Wednesday, November 25, 2015   

Hu reprimands Tung

Cannix Yau

Tuesday, December 21, 2004

In an unprecedented public dressing- down, President Hu Jintao told beleaguered Chief Executive Tung Chee-hwa and his principal officials to examine their past inadequacies, raise their competence and improve their governance.

Hu's remarks, made during celebrations of the fifth anniversary of Macau's return to Chinese rule on Monday, stood in stark contrast to his praise for Edmund Ho, the former Portuguese colony's chief executive.

The gaming enclave's turbocharged economy has soared as Macau has dodged many of the problems that have plagued its much bigger neighbour.

Hu urged all of Hong Kong's principal officials to unite for the overall long-term interest of the city and the mainland, as well as to embrace people- based governance with a view to push for economic development and improve people's livelihood.


Critics say Hu's public reprimand is a clear indication of his mounting irritation over the Tung administration's incompetence, particularly with the Hung Hom Peninsula fiasco, the aborted listing of the world's biggest real estate investment trust, the controversy surrounding the West Kowloon cultural project, as well as internal bickering and rivalry in his cabinet as principal officials jockey to take over as the next chief executive.

Meanwhile, the Hong Kong branch of China News Service, carried a scathing article, lashing out at Tung over the Link Reit, the West Kowloon project and Hung Hom flats debacle.

"In these three issues, the government was cornered and put into a weak position," it said. "Some people politicised these economic issues and caused damage to Hong Kong society."

City University academic James Sung said the warning is a sign Tung and his team must mend their leadership errors before it is too late.

"Actually this has also shown that Hu's tolerance of the Tung government has reached its limit," he said.

"Beijing has done a lot in the past to try to help Tung resolve his governance crises, such as the veto of universal suffrage in 2007-08, the offer of the Cepa bilateral trade pact and the individual travel scheme, but Tung's governance is still a mess.

"I believe Hu is trying to exert public pressure on Tung and his team by giving them a public dressing-down.

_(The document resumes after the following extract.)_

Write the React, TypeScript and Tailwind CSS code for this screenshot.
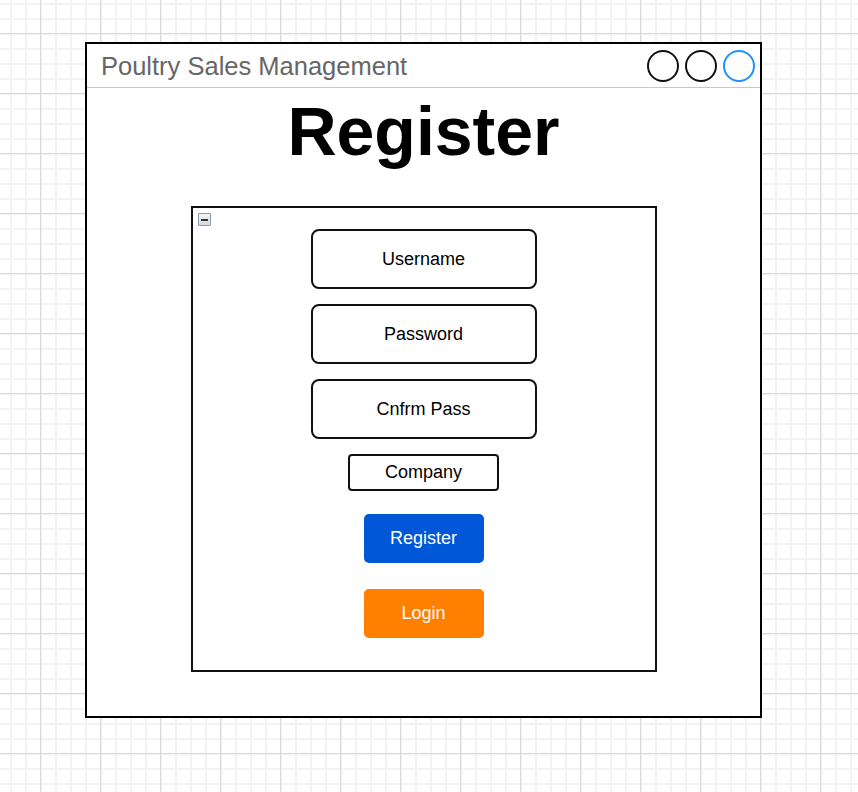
const fields = ["Username", "Password", "Cnfrm Pass"];

const App = () => {
  return (
    <div className="min-h-screen w-full bg-white bg-[linear-gradient(to_right,#d9d9d9_1px,transparent_1px),linear-gradient(to_bottom,#d9d9d9_1px,transparent_1px),linear-gradient(to_right,#f3f3f3_2px,transparent_2px),linear-gradient(to_bottom,#f3f3f3_2px,transparent_2px)] [background-size:60px_60px,60px_60px,15px_15px,15px_15px] [background-position:40px_33px,40px_33px,10px_3px,10px_3px] pt-[42px] pl-[85px] font-['Liberation_Sans',Arial,sans-serif]">
      {/* window */}
      <div className="flex h-[676px] w-[677px] flex-col border-2 border-black bg-white">
        <div className="flex h-[44px] items-center justify-between border-b border-[#c8c8c8] pl-[14px] pr-[5px]">
          <span className="pt-[3px] text-[25.5px] leading-none text-[#666666]">
            Poultry Sales Management
          </span>
          <div className="flex gap-[6px]">
            <span className="h-[32px] w-[32px] rounded-full border-2 border-[#111]" />
            <span className="h-[32px] w-[32px] rounded-full border-2 border-[#111]" />
            <span className="h-[32px] w-[32px] rounded-full border-2 border-[#1e90ff]" />
          </div>
        </div>

        <h1 className="mt-[9px] text-center text-[68px] font-bold leading-none text-black">
          Register
        </h1>

        {/* form */}
        <div className="relative mx-auto mt-[41px] flex h-[466px] w-[466px] flex-col items-center border-2 border-[#111] pt-[21px] text-[18px] text-black">
          <div className="absolute left-[5px] top-[5px] flex h-[13px] w-[13px] items-center justify-center rounded-[1px] border border-[#8b9aad] bg-[linear-gradient(to_bottom,#f4f6f8,#d3d9e0)]">
            <span className="h-[2px] w-[7px] bg-[#333]" />
          </div>

          <div className="flex flex-col gap-[15px]">
            {fields.map((f) => (
              <div
                key={f}
                className="flex h-[60px] w-[226px] items-center justify-center rounded-[8px] border-2 border-[#111]"
              >
                {f}
              </div>
            ))}
          </div>
          <div className="mt-[15px] flex h-[37px] w-[151px] items-center justify-center rounded-[4px] border-2 border-[#111]">
            Company
          </div>
          <button className="mt-[23px] flex h-[49px] w-[120px] items-center justify-center rounded-[5px] bg-[#0058d8] text-white">
            Register
          </button>
          <button className="mt-[26px] flex h-[49px] w-[120px] items-center justify-center rounded-[5px] bg-[#ff8000] text-white">
            Login
          </button>
        </div>
      </div>
    </div>
  );
};

export default App;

He wants to make his stance clear to all Hong Kong people and let them monitor the government altogether."

Tung, however, was in a clear minority in interpreting Hu's remarks positively, saying the president was only expressing hope the SAR government and its principal officials can perform better.

"It was not a dressing down," Tung said. "In fact, the president affirmed the work that we have done. And it is quite natural I would imagine that in any place this would happen, the president or the leader of a nation would express the hope and desire of what they would expect the team to be doing."

Nonetheless, Hu's remarks come at a time when the government is grappling with the last-minute collapse of the Link listing and the HK$40 billion West Kowloon project.

In his three-point lecture, Hu told Tung and his cabinet to improve their performance and stick to "people-based" governance.

"I hope everyone will seriously reflect on what Hong Kong has gone through in the past seven years while implementing `one country, two systems', draw conclusions from its experience and examine its inadequacies, as well as continue raising its administrative competence and standard of its governance," Hu said.

"I hope everyone will bear in mind Hong Kong's overall long-term interests, and the interests of the country, to strengthen unity and co- operation, to work together with one heart and to be supportive of each other," he added as Tung and his grim- faced cabinet stood listening.

Hu also made it clear the government should "stick to the people-based principle in pushing for economic development, improving governance and maintaining social stability". Hu, however, acknowledged that Hong Kong's development is headed in the right direction. "The central government has affirmed your work," he said.

His reprimand came in stark contrast to repeated praise for Macau's chief executive. Hu pointed out that Macau had overcome the Asian financial crisis, Sars and other challenges and showcased an economic and political success story under Ho's leadership.

Hong Kong and Macau Affairs Office deputy director Chen Zuo'er expanded on Hu's remarks, saying the president hoped the overall community will "treasure" its hard-won opportunities and better handle problems.

Tung sought to put the best face on Hu's criticism, saying people should interpret his remarks positively.

"Hong Kong is a diversified society. Whenever there is a new policy, there must be different opinions. This is very natural. Therefore, there is no governance crisis," he said in Hong Kong later on Monday. He said he will take heed of Hu's advice and try to improve his performance.

"We had a very good meeting. He was very supportive of the work we have been doing and he thought that the development in Hong Kong was positive. I feel that President Hu's advice is important. We will make every effort to do a better job."

Sung of City University warned that time is running out for Tung and his cabinet to get things right. He said Chief Secretary for Administration Donald Tsang should try to make use of the last opportunity to restore the government's credibility by handling the controversial West Kowloon project carefully. There is rising public suspicion it is being railroaded into the hands of Hong Kong's powerful developers.

"Hu has reminded Tung that his administration has failed to gain a good grasp of public opinion, resulting in a lot of policy blunders," Sung said.